In corporate news, Tesla (NASDAQ:TSLA) will be in the spotlight after National Transportation Safety Board chief Jennifer Homendy noted that the electric car maker needed to address safety deficiencies in its full self-driving technology.
Netflix (NASDAQ:NFLX) will also be in focus after dominating at this year’s Emmy Awards, while the likes of FedEx (NYSE:FDX), General Mills (NYSE:GIS), Nike (NYSE:NKE) and Costco (NASDAQ:COST) all due to report earnings this week.

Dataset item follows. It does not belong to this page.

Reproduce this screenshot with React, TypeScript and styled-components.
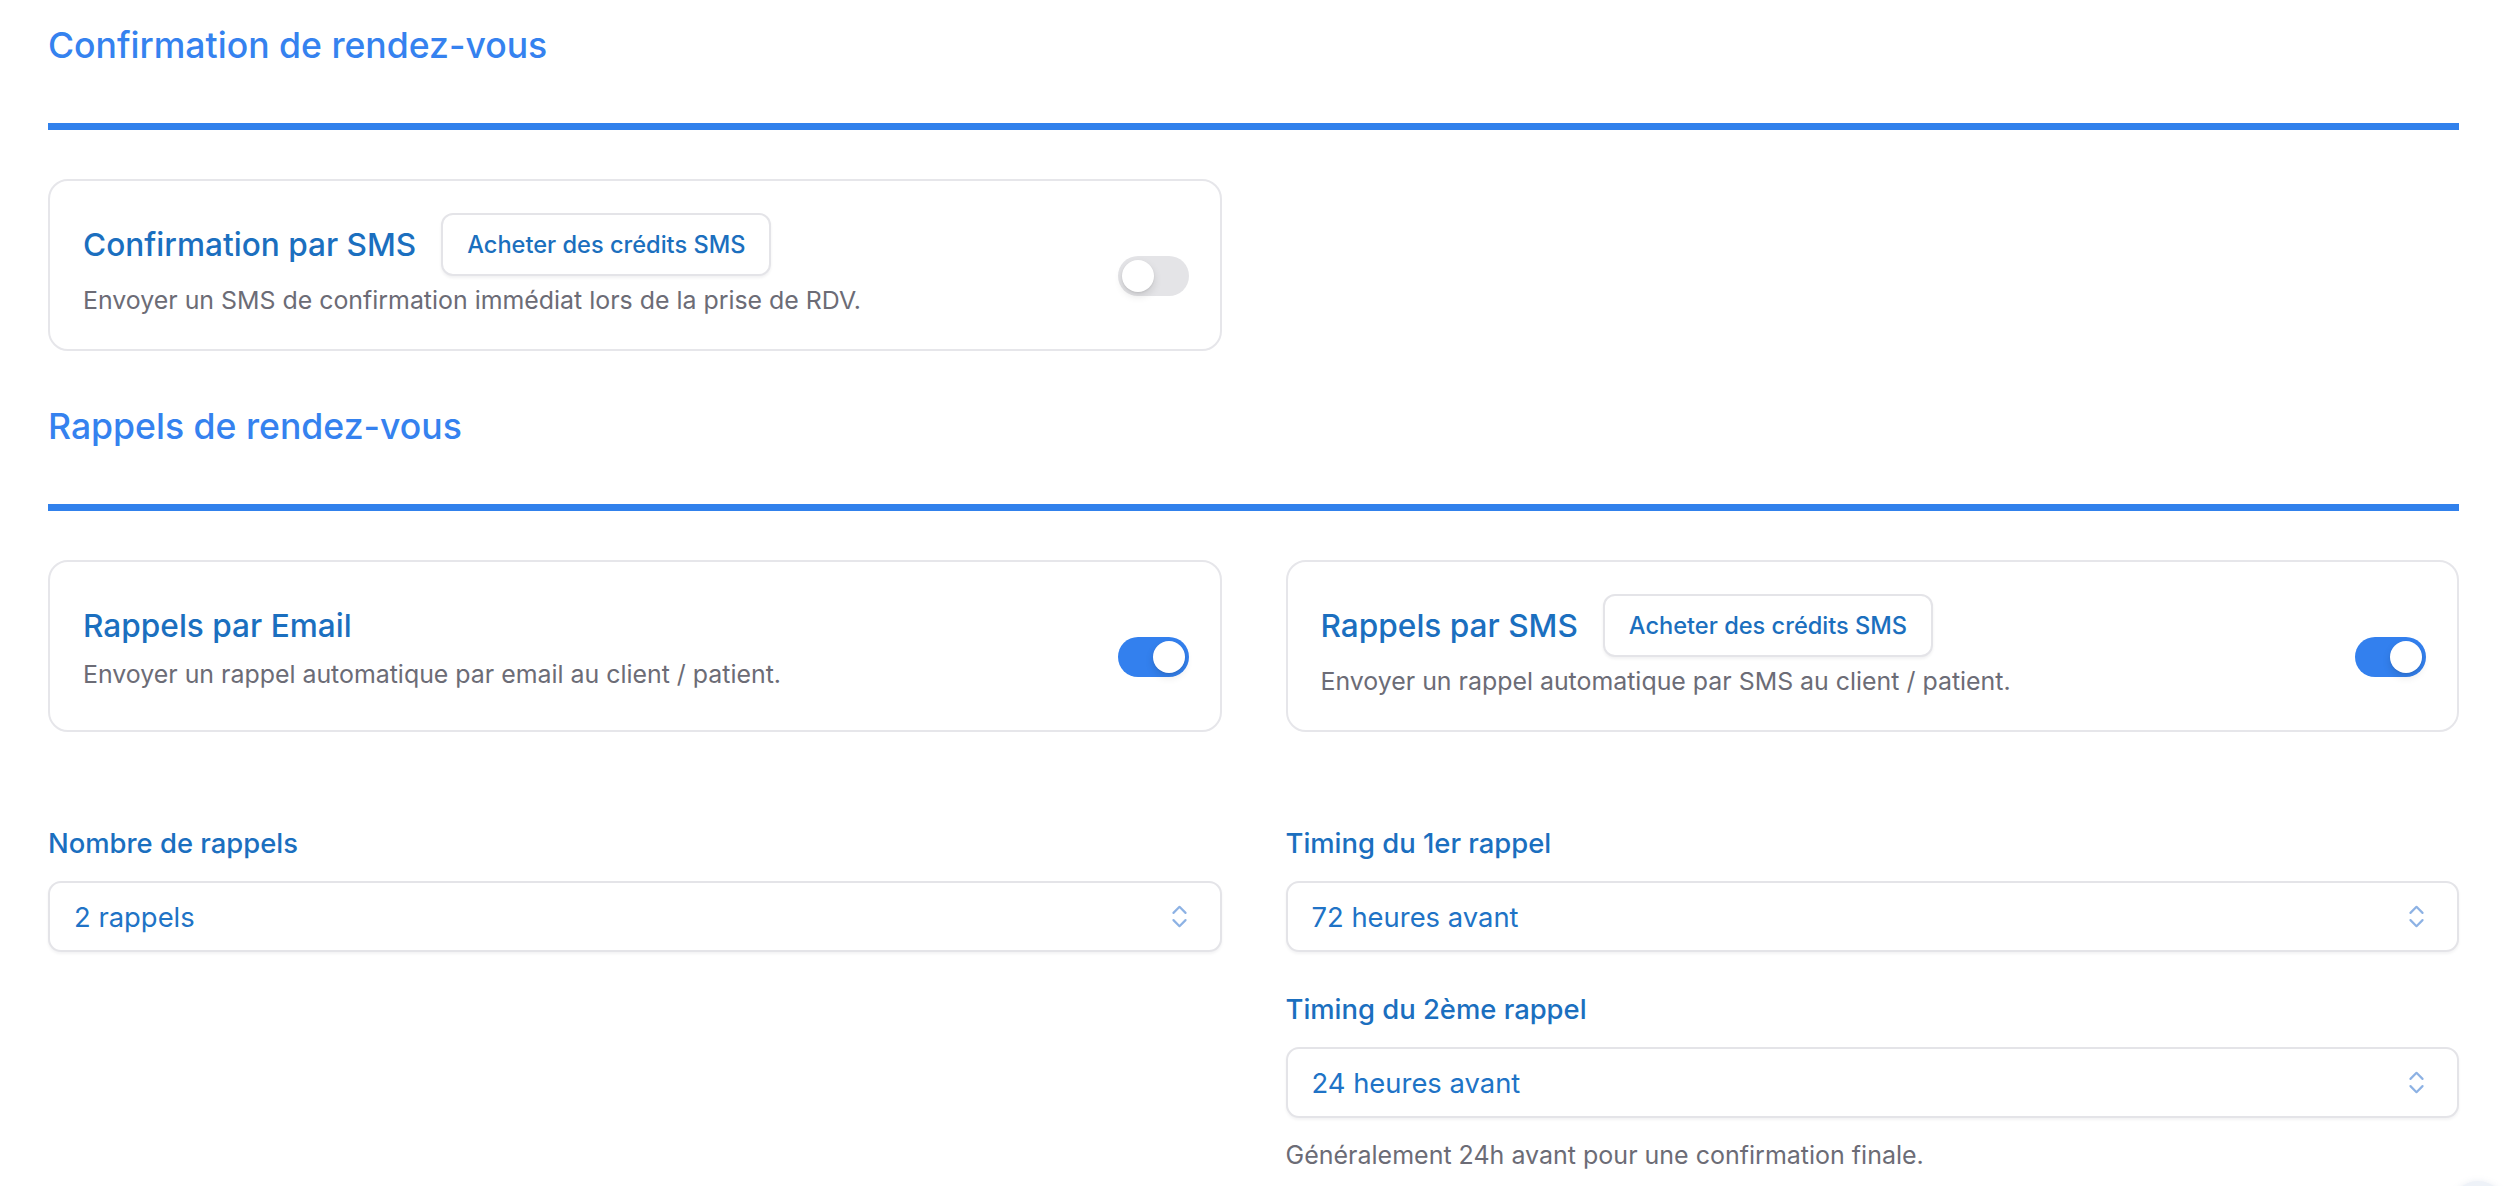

Crude prices fell, weighed by the general risk averse sentiment, a steady return of U.S. production after two hurricanes, and a higher dollar making commodities priced in the currency more expensive.
The country’s oil and gas rig count rose by nine to 512 last week, according to Baker Hughes on Friday, its highest since April 2020 and double the level from this time last year.
Additionally, only 23% of U.S. Gulf of Mexico crude output remained offline as of Friday, an improvement from the 28% seen on Thursday, more than two weeks after Hurricane Ida hit.
By 7 AM ET, U.S. crude futures traded 2.1% lower at $70.30 a barrel, while the Brent contract fell 1.7% to $74.04.
Additionally, gold futures rose 0.4% to $1,757.75/oz, while EUR/USD traded 0.1% lower at 1.1711.